*Problem requirements:* List every line below containing "components".

::::::::::

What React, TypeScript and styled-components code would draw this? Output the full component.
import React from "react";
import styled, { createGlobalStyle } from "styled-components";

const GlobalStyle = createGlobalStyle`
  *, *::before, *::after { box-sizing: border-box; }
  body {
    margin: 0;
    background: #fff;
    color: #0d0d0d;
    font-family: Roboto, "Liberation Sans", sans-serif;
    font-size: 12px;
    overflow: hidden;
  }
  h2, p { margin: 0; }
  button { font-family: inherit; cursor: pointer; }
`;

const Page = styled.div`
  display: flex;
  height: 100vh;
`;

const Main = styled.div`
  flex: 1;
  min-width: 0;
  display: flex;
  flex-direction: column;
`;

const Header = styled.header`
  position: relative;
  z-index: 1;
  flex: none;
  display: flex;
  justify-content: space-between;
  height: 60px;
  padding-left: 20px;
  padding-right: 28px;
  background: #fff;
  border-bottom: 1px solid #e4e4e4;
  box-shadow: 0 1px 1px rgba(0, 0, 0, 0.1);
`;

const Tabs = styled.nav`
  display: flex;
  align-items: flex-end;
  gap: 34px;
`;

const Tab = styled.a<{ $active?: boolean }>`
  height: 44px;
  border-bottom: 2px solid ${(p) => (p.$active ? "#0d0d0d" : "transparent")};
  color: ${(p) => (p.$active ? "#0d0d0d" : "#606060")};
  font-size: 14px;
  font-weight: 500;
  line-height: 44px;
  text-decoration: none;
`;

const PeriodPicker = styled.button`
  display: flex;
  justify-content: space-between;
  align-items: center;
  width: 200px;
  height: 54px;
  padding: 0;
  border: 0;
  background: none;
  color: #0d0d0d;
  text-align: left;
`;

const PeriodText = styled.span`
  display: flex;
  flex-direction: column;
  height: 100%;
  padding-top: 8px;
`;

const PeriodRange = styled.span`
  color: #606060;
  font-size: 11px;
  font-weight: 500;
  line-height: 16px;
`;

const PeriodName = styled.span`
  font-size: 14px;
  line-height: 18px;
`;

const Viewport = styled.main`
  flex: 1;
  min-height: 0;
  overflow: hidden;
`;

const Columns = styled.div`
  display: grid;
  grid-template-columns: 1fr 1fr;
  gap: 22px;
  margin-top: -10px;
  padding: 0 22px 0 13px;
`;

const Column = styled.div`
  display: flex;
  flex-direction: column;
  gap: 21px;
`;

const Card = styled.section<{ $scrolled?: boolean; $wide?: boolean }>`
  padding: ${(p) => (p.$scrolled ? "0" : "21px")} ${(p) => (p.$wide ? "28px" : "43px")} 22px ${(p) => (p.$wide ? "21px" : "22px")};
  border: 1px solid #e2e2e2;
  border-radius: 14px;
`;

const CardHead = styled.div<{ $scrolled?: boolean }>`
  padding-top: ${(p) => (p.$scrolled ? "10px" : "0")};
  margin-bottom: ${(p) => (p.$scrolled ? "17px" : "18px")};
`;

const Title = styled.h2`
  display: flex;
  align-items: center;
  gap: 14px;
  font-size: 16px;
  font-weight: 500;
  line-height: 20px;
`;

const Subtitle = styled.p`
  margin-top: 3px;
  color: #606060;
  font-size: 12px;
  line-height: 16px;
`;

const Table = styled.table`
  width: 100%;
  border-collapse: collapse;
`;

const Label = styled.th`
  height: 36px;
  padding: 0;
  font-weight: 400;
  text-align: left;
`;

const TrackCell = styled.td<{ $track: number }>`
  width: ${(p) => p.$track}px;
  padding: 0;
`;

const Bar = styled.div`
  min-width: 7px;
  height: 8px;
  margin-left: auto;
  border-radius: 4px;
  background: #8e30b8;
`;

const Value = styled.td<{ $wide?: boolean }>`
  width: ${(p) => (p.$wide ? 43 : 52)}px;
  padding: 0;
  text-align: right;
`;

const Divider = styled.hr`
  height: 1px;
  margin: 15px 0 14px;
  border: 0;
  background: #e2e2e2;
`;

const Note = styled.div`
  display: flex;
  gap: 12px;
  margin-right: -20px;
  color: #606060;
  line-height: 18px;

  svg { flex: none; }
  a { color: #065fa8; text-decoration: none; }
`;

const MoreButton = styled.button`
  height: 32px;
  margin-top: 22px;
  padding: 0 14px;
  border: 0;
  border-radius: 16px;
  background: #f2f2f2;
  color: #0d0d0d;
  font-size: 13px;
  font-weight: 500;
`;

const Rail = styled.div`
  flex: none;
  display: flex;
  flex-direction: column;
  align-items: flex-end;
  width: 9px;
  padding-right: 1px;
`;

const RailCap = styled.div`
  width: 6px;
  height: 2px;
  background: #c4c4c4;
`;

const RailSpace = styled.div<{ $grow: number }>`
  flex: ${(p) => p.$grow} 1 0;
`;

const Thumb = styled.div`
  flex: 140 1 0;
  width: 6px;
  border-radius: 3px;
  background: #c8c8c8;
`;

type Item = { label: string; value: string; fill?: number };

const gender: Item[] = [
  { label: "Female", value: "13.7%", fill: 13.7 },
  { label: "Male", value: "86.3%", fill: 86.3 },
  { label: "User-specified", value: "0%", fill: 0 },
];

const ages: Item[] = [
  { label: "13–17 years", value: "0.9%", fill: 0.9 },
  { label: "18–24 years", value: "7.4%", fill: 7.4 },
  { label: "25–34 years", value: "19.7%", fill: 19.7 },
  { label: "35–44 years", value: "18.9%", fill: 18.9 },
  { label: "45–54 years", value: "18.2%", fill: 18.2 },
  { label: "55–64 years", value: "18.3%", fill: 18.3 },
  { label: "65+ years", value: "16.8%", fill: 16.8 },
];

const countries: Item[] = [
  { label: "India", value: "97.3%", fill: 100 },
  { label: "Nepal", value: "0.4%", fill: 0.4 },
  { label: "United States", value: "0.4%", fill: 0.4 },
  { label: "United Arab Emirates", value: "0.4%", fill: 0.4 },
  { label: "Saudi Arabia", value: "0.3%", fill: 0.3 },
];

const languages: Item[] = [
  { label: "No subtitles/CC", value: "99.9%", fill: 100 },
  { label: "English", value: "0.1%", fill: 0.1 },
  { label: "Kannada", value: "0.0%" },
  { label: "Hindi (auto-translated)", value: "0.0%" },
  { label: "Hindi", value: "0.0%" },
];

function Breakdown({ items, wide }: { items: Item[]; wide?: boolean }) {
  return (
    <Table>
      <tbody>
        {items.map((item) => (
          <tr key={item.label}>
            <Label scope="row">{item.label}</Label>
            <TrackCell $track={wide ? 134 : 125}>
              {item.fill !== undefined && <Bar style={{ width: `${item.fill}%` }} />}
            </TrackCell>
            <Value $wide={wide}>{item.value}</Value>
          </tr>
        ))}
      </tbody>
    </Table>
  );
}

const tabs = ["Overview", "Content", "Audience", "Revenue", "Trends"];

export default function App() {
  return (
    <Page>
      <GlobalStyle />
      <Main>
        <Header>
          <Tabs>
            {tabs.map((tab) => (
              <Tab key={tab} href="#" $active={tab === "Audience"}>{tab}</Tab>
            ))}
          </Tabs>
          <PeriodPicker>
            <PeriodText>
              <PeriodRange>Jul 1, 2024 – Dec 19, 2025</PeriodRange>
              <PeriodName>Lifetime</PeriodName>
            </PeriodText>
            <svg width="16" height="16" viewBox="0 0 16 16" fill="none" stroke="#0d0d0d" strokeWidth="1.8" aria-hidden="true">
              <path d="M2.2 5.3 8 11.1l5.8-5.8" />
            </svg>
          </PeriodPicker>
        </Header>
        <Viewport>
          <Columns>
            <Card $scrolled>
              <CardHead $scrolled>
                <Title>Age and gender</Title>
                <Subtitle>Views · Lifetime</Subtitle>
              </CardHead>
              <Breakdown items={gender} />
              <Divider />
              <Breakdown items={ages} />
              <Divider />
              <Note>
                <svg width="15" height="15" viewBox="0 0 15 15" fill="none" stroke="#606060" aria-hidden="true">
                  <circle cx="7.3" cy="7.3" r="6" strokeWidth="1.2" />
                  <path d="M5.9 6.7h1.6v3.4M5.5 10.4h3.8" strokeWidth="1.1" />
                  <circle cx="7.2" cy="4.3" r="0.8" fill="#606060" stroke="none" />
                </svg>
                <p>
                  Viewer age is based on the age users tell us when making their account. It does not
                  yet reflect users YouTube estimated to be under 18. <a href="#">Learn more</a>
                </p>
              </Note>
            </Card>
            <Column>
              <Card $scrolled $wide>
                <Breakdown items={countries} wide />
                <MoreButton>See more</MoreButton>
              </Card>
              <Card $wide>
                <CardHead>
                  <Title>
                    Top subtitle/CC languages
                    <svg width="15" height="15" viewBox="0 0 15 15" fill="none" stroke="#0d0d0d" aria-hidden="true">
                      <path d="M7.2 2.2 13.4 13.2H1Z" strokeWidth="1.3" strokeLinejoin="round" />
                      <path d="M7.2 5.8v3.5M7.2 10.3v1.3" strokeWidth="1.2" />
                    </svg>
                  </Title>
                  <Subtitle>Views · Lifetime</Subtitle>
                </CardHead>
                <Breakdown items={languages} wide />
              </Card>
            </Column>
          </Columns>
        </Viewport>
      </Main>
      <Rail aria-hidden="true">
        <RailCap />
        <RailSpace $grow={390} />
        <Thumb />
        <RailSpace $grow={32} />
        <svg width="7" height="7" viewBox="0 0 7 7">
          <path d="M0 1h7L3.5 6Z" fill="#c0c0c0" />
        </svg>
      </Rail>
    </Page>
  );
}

::::::::::

*Response to the task:*
What React, TypeScript and styled-components code would draw this? Output the full component.
import styled, { createGlobalStyle } from "styled-components";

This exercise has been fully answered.